Using the data beneath, show every line that includes the word "TypeScript".

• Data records
'''
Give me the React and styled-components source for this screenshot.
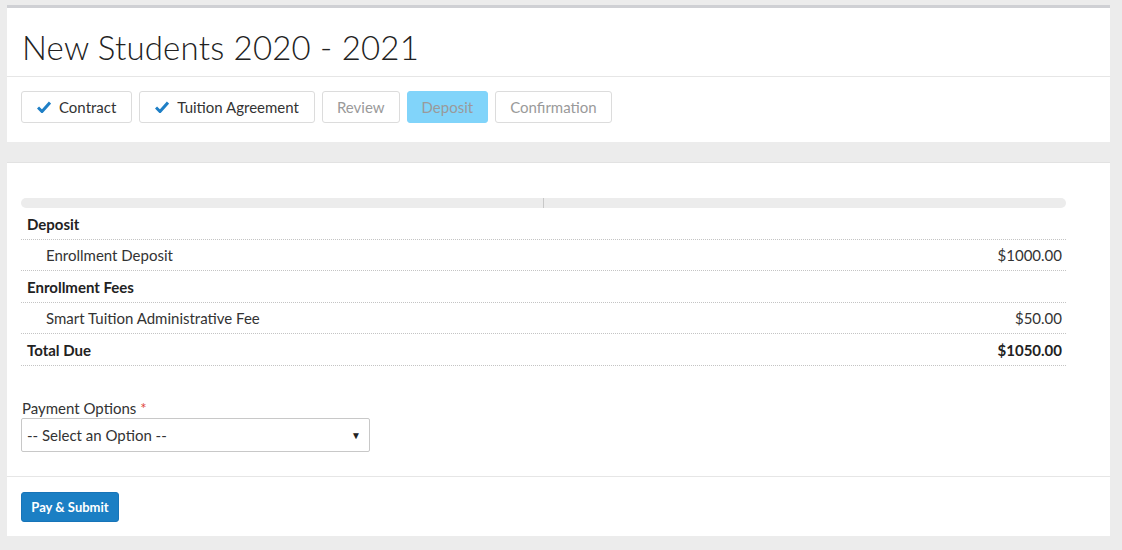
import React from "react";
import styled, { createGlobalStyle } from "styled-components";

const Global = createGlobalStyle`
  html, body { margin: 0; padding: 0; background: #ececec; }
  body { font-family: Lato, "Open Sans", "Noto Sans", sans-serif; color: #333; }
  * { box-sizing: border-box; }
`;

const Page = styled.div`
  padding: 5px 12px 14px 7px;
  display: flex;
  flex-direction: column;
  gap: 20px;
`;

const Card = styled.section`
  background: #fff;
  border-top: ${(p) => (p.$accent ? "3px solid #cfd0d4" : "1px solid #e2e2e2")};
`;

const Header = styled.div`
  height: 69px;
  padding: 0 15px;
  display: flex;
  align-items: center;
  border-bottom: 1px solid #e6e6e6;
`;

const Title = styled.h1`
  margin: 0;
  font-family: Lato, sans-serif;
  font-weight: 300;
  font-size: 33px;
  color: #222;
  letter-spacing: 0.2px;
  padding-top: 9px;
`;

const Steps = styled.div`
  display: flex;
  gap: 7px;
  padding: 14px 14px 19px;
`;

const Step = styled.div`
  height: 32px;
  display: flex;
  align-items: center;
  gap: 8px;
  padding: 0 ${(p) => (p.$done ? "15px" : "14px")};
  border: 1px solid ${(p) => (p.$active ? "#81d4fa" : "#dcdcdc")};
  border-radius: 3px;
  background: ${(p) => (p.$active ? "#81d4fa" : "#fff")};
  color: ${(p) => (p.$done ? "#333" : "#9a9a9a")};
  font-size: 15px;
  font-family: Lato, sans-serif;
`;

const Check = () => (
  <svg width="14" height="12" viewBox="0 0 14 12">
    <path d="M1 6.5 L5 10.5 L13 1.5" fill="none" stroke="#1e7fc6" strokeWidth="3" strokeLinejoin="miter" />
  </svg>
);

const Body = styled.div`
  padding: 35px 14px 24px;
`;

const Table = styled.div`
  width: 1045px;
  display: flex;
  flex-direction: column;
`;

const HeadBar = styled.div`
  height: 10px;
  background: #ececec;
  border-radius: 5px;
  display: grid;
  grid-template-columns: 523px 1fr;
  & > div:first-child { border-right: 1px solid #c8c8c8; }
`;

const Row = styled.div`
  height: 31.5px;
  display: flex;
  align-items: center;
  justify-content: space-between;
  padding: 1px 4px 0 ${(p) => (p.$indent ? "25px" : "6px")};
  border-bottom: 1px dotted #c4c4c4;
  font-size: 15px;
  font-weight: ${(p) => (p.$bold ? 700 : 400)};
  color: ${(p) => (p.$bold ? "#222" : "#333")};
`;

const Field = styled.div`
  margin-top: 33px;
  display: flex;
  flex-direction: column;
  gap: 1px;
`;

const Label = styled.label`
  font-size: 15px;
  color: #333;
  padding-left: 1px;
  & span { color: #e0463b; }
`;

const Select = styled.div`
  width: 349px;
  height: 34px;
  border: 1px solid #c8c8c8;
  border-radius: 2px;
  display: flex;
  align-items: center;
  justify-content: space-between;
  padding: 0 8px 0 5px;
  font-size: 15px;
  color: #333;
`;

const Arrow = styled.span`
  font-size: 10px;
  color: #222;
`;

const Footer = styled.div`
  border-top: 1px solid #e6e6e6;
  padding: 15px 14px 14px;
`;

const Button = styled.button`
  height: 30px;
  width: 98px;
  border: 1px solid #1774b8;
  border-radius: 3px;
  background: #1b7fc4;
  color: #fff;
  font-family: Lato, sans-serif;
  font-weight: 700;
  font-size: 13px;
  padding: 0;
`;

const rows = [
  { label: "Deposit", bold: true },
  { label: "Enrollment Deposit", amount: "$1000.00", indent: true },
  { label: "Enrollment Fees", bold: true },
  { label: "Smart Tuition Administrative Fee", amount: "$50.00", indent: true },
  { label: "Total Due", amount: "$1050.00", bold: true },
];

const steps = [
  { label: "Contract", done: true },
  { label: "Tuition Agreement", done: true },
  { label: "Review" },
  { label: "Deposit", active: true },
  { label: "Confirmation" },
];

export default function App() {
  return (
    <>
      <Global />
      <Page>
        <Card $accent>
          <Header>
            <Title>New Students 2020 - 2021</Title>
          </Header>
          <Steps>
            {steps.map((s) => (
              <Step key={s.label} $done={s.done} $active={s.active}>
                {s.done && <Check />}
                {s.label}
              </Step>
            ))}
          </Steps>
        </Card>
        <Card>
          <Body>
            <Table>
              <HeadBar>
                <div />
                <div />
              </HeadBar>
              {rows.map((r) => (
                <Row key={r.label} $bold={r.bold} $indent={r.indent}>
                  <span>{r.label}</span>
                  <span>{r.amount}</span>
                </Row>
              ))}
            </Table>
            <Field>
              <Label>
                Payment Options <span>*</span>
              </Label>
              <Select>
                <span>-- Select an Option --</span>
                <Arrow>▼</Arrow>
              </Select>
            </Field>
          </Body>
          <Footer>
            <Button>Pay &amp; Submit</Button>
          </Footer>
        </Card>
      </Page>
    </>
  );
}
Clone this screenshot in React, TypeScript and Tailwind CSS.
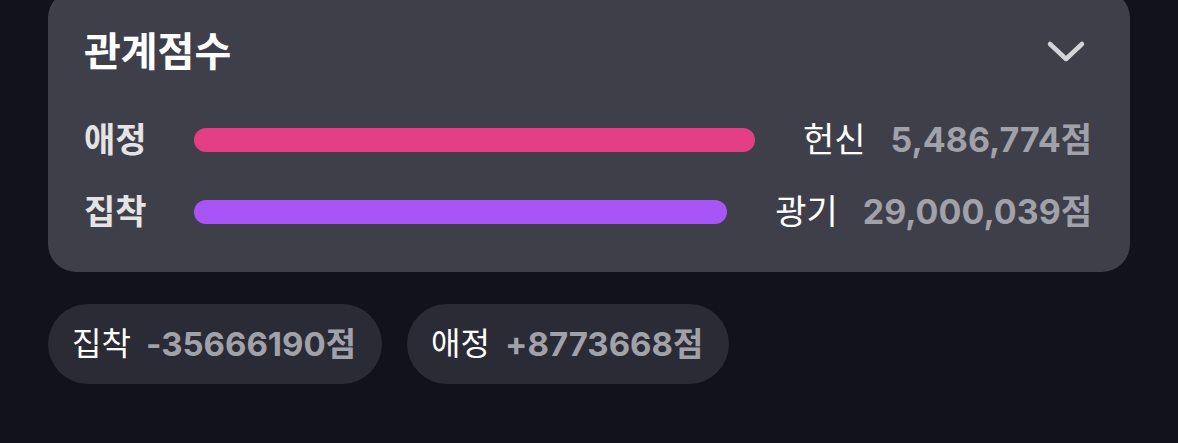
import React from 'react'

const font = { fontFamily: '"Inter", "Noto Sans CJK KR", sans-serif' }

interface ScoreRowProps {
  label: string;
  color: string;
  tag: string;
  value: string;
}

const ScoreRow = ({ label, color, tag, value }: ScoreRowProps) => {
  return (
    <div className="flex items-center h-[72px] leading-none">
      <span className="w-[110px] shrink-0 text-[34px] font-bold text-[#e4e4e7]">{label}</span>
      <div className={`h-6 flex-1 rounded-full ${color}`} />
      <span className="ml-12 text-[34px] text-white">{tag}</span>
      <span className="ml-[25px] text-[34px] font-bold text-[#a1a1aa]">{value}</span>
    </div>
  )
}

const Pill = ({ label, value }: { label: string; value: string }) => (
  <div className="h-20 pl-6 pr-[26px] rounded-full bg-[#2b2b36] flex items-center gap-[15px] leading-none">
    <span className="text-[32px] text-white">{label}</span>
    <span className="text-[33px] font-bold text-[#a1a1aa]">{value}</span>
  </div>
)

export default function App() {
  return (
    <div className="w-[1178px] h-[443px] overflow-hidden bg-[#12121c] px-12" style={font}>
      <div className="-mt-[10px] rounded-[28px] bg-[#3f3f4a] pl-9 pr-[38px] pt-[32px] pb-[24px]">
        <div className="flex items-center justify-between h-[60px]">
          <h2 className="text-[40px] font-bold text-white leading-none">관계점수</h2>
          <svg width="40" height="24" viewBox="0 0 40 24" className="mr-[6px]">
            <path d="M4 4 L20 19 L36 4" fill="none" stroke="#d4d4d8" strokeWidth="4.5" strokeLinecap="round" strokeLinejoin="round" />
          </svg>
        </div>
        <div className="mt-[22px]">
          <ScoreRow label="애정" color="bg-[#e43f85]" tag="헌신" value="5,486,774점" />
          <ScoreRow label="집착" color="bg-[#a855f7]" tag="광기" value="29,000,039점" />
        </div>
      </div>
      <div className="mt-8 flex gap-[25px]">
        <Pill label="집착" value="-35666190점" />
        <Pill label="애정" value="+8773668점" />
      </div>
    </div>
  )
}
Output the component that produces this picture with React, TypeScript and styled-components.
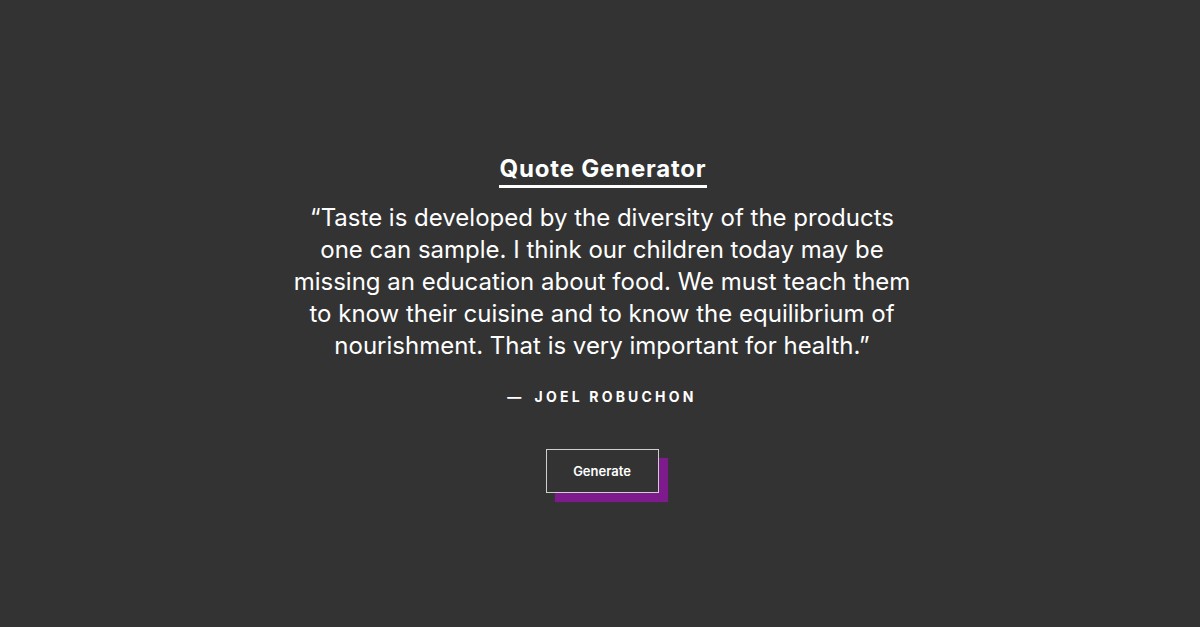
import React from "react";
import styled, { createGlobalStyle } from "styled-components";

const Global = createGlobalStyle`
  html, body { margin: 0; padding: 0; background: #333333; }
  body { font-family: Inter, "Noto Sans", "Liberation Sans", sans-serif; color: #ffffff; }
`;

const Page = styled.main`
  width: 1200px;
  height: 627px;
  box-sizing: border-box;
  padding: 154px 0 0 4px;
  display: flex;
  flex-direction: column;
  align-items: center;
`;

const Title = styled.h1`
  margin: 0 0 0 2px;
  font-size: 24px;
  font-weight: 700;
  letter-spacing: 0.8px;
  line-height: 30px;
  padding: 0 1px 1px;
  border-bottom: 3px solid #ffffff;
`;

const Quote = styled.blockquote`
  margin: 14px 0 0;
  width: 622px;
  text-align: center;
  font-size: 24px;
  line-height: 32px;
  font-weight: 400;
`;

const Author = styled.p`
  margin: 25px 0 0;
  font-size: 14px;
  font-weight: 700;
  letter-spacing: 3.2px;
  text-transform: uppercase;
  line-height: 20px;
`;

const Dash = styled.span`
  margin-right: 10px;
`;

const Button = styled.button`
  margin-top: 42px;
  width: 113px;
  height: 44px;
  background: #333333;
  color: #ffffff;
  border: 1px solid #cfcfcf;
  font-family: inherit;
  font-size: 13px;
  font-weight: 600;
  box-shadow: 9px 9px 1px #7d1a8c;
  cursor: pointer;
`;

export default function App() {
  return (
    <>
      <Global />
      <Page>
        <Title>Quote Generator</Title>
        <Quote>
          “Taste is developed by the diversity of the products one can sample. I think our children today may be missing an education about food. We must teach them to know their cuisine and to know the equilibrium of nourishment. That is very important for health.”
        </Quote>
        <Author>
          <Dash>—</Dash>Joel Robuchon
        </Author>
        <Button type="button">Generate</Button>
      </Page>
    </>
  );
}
'''
• Finished answer
Clone this screenshot in React, TypeScript and Tailwind CSS.
Output the component that produces this picture with React, TypeScript and styled-components.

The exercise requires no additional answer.